*Task requirements*. Return the listing below verbatim. Pictures do not belong in the copy.

*Raw data*.
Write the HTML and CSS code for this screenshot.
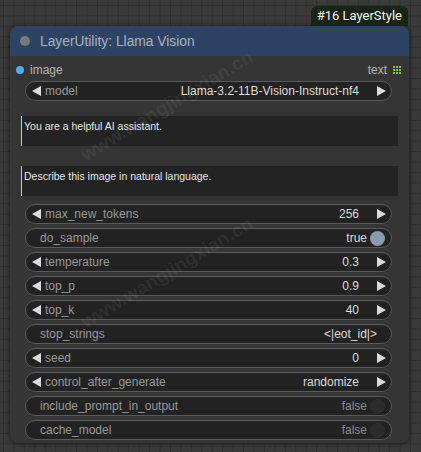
FILE: index.html
```html
<!DOCTYPE html>
<html>
<head>
<meta charset="utf-8">
<link rel="stylesheet" href="styles.css">
</head>
<body>
<div class="canvas">
  <div class="badge-row"><div class="badge">#16 LayerStyle</div></div>
  <div class="node">
    <div class="title">
      <span class="title-dot"></span>
      <span class="title-text">LayerUtility: Llama Vision</span>
    </div>
    <div class="body">
      <div class="slots">
        <div class="slot-in"><span class="in-dot"></span><span>image</span></div>
        <div class="slot-out"><span>text</span>
          <svg class="grid-icon" width="8" height="8" viewBox="0 0 8 8">
            <rect x="0" y="0" width="2" height="2"/><rect x="3" y="0" width="2" height="2"/><rect x="6" y="0" width="2" height="2"/>
            <rect x="0" y="3" width="2" height="2"/><rect x="3" y="3" width="2" height="2"/><rect x="6" y="3" width="2" height="2"/>
            <rect x="0" y="6" width="2" height="2"/><rect x="3" y="6" width="2" height="2"/><rect x="6" y="6" width="2" height="2"/>
          </svg>
        </div>
      </div>

      <div class="widget arrows model">
        <span class="arr left"></span><span class="label">model</span><span class="value">Llama-3.2-11B-Vision-Instruct-nf4</span><span class="arr right"></span>
      </div>

      <div class="textarea ta1">You are a helpful AI assistant.</div>
      <div class="textarea ta2">Describe this image in natural language.</div>

      <div class="widgets">
        <div class="widget arrows"><span class="arr left"></span><span class="label">max_new_tokens</span><span class="value">256</span><span class="arr right"></span></div>
        <div class="widget toggle"><span class="label">do_sample</span><span class="value">true</span><span class="knob on"></span></div>
        <div class="widget arrows"><span class="arr left"></span><span class="label">temperature</span><span class="value">0.3</span><span class="arr right"></span></div>
        <div class="widget arrows"><span class="arr left"></span><span class="label">top_p</span><span class="value">0.9</span><span class="arr right"></span></div>
        <div class="widget arrows"><span class="arr left"></span><span class="label">top_k</span><span class="value">40</span><span class="arr right"></span></div>
        <div class="widget text"><span class="label">stop_strings</span><span class="value">&lt;|eot_id|&gt;</span></div>
        <div class="widget arrows"><span class="arr left"></span><span class="label">seed</span><span class="value">0</span><span class="arr right"></span></div>
        <div class="widget arrows"><span class="arr left"></span><span class="label">control_after_generate</span><span class="value">randomize</span><span class="arr right"></span></div>
        <div class="widget toggle"><span class="label">include_prompt_in_output</span><span class="value off">false</span><span class="knob"></span></div>
        <div class="widget toggle"><span class="label">cache_model</span><span class="value off">false</span><span class="knob"></span></div>
      </div>
    </div>
  </div>
  <div class="watermarks">
    <span class="wm wm1">www.wangjingxian.cn</span>
    <span class="wm wm2">www.wangjingxian.cn</span>
  </div>
</div>
</body>
</html>
```

FILE: styles.css
```css
html, body {
  margin: 0;
  padding: 0;
}
body {
  width: 421px;
  height: 452px;
  overflow: hidden;
  background-color: #3a3a3a;
  background-image:
    linear-gradient(to right, #2f2f2f 1px, transparent 1px),
    linear-gradient(to bottom, #2f2f2f 1px, transparent 1px);
  background-size: 10.45px 10.45px;
  background-position: 3px 5px;
  font-family: "Liberation Sans", Arial, sans-serif;
}
.canvas {
  position: relative;
  padding: 6px 0 0 10px;
  width: 399px;
}
.badge-row {
  display: flex;
  justify-content: flex-end;
  padding-right: 1px;
}
.badge {
  height: 20px;
  line-height: 20px;
  padding: 0 6px;
  background: #172416;
  color: #f4f4f4;
  font-family: Roboto, "Liberation Sans", sans-serif;
  font-size: 13px;
  border-radius: 6px 6px 0 0;
}
.node {
  width: 399px;
  height: 417px;
  background: #353535;
  border-radius: 8px;
  box-shadow: 0 0 5px 1px rgba(0,0,0,0.45);
  overflow: hidden;
}
.title {
  height: 30px;
  background: #2d4363;
  display: flex;
  align-items: center;
  padding-left: 10px;
  gap: 10px;
}
.title-dot {
  width: 10px;
  height: 10px;
  border-radius: 50%;
  background: #7a7a7a;
}
.title-text {
  color: #a9b2bf;
  font-size: 13.8px;
}
.body {
  padding: 4px 0 0 0;
}
.slots {
  height: 20px;
  display: flex;
  justify-content: space-between;
  align-items: center;
  font-size: 12px;
  color: #b4b4b4;
}
.slot-in {
  display: flex;
  align-items: center;
  padding-left: 6px;
  gap: 6px;
}
.in-dot {
  width: 8px;
  height: 8px;
  border-radius: 50%;
  background: #58aaee;
}
.slot-out {
  display: flex;
  align-items: center;
  gap: 6px;
  padding-right: 8px;
}
.grid-icon {
  fill: #86c040;
  margin-top: -1px;
}
.widget {
  box-sizing: border-box;
  margin-left: 15px;
  width: 367px;
  height: 20px;
  border: 1px solid #5a5a5a;
  border-radius: 10px;
  background: #222222;
  display: flex;
  align-items: center;
  font-size: 12px;
  color: #999999;
}
.model {
  margin-top: 1px;
}
.widgets {
  margin-top: 8px;
  display: flex;
  flex-direction: column;
  gap: 4px;
}
.widget .label {
  flex: 1;
  white-space: nowrap;
}
.widget .value {
  color: #dddddd;
  white-space: nowrap;
}
.widget .value.off {
  color: #8c8c8c;
}
.arrows {
  padding-left: 6px;
  padding-right: 5px;
}
.arrows .label {
  margin-left: 4px;
}
.arrows .value {
  margin-right: 18px;
}
.arr {
  width: 0;
  height: 0;
  border-top: 5px solid transparent;
  border-bottom: 5px solid transparent;
}
.arr.left {
  border-right: 9px solid #dcdcdc;
}
.arr.right {
  border-left: 9px solid #dcdcdc;
}
.toggle {
  padding-left: 14px;
  padding-right: 6px;
}
.toggle .value {
  margin-right: 1px;
}
.knob {
  width: 15px;
  height: 15px;
  border-radius: 50%;
  background: #2c2c2c;
  margin-left: 2px;
}
.knob.on {
  background: #8a9bb0;
}
.text {
  padding-left: 14px;
  padding-right: 14px;
}
.textarea {
  box-sizing: border-box;
  margin-left: 11px;
  width: 377px;
  height: 30px;
  background: #232323;
  border-left: 1px solid #c8c8c8;
  color: #e6e6e6;
  font-size: 10.5px;
  padding: 4px 0 0 2px;
}
.ta1 {
  margin-top: 15px;
}
.ta2 {
  margin-top: 20px;
}
.watermarks {
  position: absolute;
  left: 0;
  top: 0;
  width: 421px;
  height: 452px;
  pointer-events: none;
  overflow: hidden;
}
.wm {
  position: absolute;
  transform-origin: 0 100%;
  transform: rotate(-31deg);
  font-size: 19px;
  font-weight: bold;
  color: rgba(255,255,255,0.07);
  white-space: nowrap;
  line-height: 20px;
}
.wm1 { left: 88px; top: 145px; }
.wm2 { left: 88px; top: 312px; }
```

*Exercise solution*.
Write the HTML and CSS code for this screenshot.
FILE: index.html
```html
<!DOCTYPE html>
<html>
<head>
<meta charset="utf-8">
<link rel="stylesheet" href="styles.css">
</head>
<body>
<div class="canvas">
  <div class="badge-row"><div class="badge">#16 LayerStyle</div></div>
  <div class="node">
    <div class="title">
      <span class="title-dot"></span>
      <span class="title-text">LayerUtility: Llama Vision</span>
    </div>
    <div class="body">
      <div class="slots">
        <div class="slot-in"><span class="in-dot"></span><span>image</span></div>
        <div class="slot-out"><span>text</span>
          <svg class="grid-icon" width="8" height="8" viewBox="0 0 8 8">
            <rect x="0" y="0" width="2" height="2"/><rect x="3" y="0" width="2" height="2"/><rect x="6" y="0" width="2" height="2"/>
            <rect x="0" y="3" width="2" height="2"/><rect x="3" y="3" width="2" height="2"/><rect x="6" y="3" width="2" height="2"/>
            <rect x="0" y="6" width="2" height="2"/><rect x="3" y="6" width="2" height="2"/><rect x="6" y="6" width="2" height="2"/>
          </svg>
        </div>
      </div>

      <div class="widget arrows model">
        <span class="arr left"></span><span class="label">model</span><span class="value">Llama-3.2-11B-Vision-Instruct-nf4</span><span class="arr right"></span>
      </div>

      <div class="textarea ta1">You are a helpful AI assistant.</div>
      <div class="textarea ta2">Describe this image in natural language.</div>

      <div class="widgets">
        <div class="widget arrows"><span class="arr left"></span><span class="label">max_new_tokens</span><span class="value">256</span><span class="arr right"></span></div>
        <div class="widget toggle"><span class="label">do_sample</span><span class="value">true</span><span class="knob on"></span></div>
        <div class="widget arrows"><span class="arr left"></span><span class="label">temperature</span><span class="value">0.3</span><span class="arr right"></span></div>
        <div class="widget arrows"><span class="arr left"></span><span class="label">top_p</span><span class="value">0.9</span><span class="arr right"></span></div>
        <div class="widget arrows"><span class="arr left"></span><span class="label">top_k</span><span class="value">40</span><span class="arr right"></span></div>
        <div class="widget text"><span class="label">stop_strings</span><span class="value">&lt;|eot_id|&gt;</span></div>
        <div class="widget arrows"><span class="arr left"></span><span class="label">seed</span><span class="value">0</span><span class="arr right"></span></div>
        <div class="widget arrows"><span class="arr left"></span><span class="label">control_after_generate</span><span class="value">randomize</span><span class="arr right"></span></div>
        <div class="widget toggle"><span class="label">include_prompt_in_output</span><span class="value off">false</span><span class="knob"></span></div>
        <div class="widget toggle"><span class="label">cache_model</span><span class="value off">false</span><span class="knob"></span></div>
      </div>
    </div>
  </div>
  <div class="watermarks">
    <span class="wm wm1">www.wangjingxian.cn</span>
    <span class="wm wm2">www.wangjingxian.cn</span>
  </div>
</div>
</body>
</html>
```

FILE: styles.css
```css
html, body {
  margin: 0;
  padding: 0;
}
body {
  width: 421px;
  height: 452px;
  overflow: hidden;
  background-color: #3a3a3a;
  background-image:
    linear-gradient(to right, #2f2f2f 1px, transparent 1px),
    linear-gradient(to bottom, #2f2f2f 1px, transparent 1px);
  background-size: 10.45px 10.45px;
  background-position: 3px 5px;
  font-family: "Liberation Sans", Arial, sans-serif;
}
.canvas {
  position: relative;
  padding: 6px 0 0 10px;
  width: 399px;
}
.badge-row {
  display: flex;
  justify-content: flex-end;
  padding-right: 1px;
}
.badge {
  height: 20px;
  line-height: 20px;
  padding: 0 6px;
  background: #172416;
  color: #f4f4f4;
  font-family: Roboto, "Liberation Sans", sans-serif;
  font-size: 13px;
  border-radius: 6px 6px 0 0;
}
.node {
  width: 399px;
  height: 417px;
  background: #353535;
  border-radius: 8px;
  box-shadow: 0 0 5px 1px rgba(0,0,0,0.45);
  overflow: hidden;
}
.title {
  height: 30px;
  background: #2d4363;
  display: flex;
  align-items: center;
  padding-left: 10px;
  gap: 10px;
}
.title-dot {
  width: 10px;
  height: 10px;
  border-radius: 50%;
  background: #7a7a7a;
}
.title-text {
  color: #a9b2bf;
  font-size: 13.8px;
}
.body {
  padding: 4px 0 0 0;
}
.slots {
  height: 20px;
  display: flex;
  justify-content: space-between;
  align-items: center;
  font-size: 12px;
  color: #b4b4b4;
}
.slot-in {
  display: flex;
  align-items: center;
  padding-left: 6px;
  gap: 6px;
}
.in-dot {
  width: 8px;
  height: 8px;
  border-radius: 50%;
  background: #58aaee;
}
.slot-out {
  display: flex;
  align-items: center;
  gap: 6px;
  padding-right: 8px;
}
.grid-icon {
  fill: #86c040;
  margin-top: -1px;
}
.widget {
  box-sizing: border-box;
  margin-left: 15px;
  width: 367px;
  height: 20px;
  border: 1px solid #5a5a5a;
  border-radius: 10px;
  background: #222222;
  display: flex;
  align-items: center;
  font-size: 12px;
  color: #999999;
}
.model {
  margin-top: 1px;
}
.widgets {
  margin-top: 8px;
  display: flex;
  flex-direction: column;
  gap: 4px;
}
.widget .label {
  flex: 1;
  white-space: nowrap;
}
.widget .value {
  color: #dddddd;
  white-space: nowrap;
}
.widget .value.off {
  color: #8c8c8c;
}
.arrows {
  padding-left: 6px;
  padding-right: 5px;
}
.arrows .label {
  margin-left: 4px;
}
.arrows .value {
  margin-right: 18px;
}
.arr {
  width: 0;
  height: 0;
  border-top: 5px solid transparent;
  border-bottom: 5px solid transparent;
}
.arr.left {
  border-right: 9px solid #dcdcdc;
}
.arr.right {
  border-left: 9px solid #dcdcdc;
}
.toggle {
  padding-left: 14px;
  padding-right: 6px;
}
.toggle .value {
  margin-right: 1px;
}
.knob {
  width: 15px;
  height: 15px;
  border-radius: 50%;
  background: #2c2c2c;
  margin-left: 2px;
}
.knob.on {
  background: #8a9bb0;
}
.text {
  padding-left: 14px;
  padding-right: 14px;
}
.textarea {
  box-sizing: border-box;
  margin-left: 11px;
  width: 377px;
  height: 30px;
  background: #232323;
  border-left: 1px solid #c8c8c8;
  color: #e6e6e6;
  font-size: 10.5px;
  padding: 4px 0 0 2px;
}
.ta1 {
  margin-top: 15px;
}
.ta2 {
  margin-top: 20px;
}
.watermarks {
  position: absolute;
  left: 0;
  top: 0;
  width: 421px;
  height: 452px;
  pointer-events: none;
  overflow: hidden;
}
.wm {
  position: absolute;
  transform-origin: 0 100%;
  transform: rotate(-31deg);
  font-size: 19px;
  font-weight: bold;
  color: rgba(255,255,255,0.07);
  white-space: nowrap;
  line-height: 20px;
}
.wm1 { left: 88px; top: 145px; }
.wm2 { left: 88px; top: 312px; }
```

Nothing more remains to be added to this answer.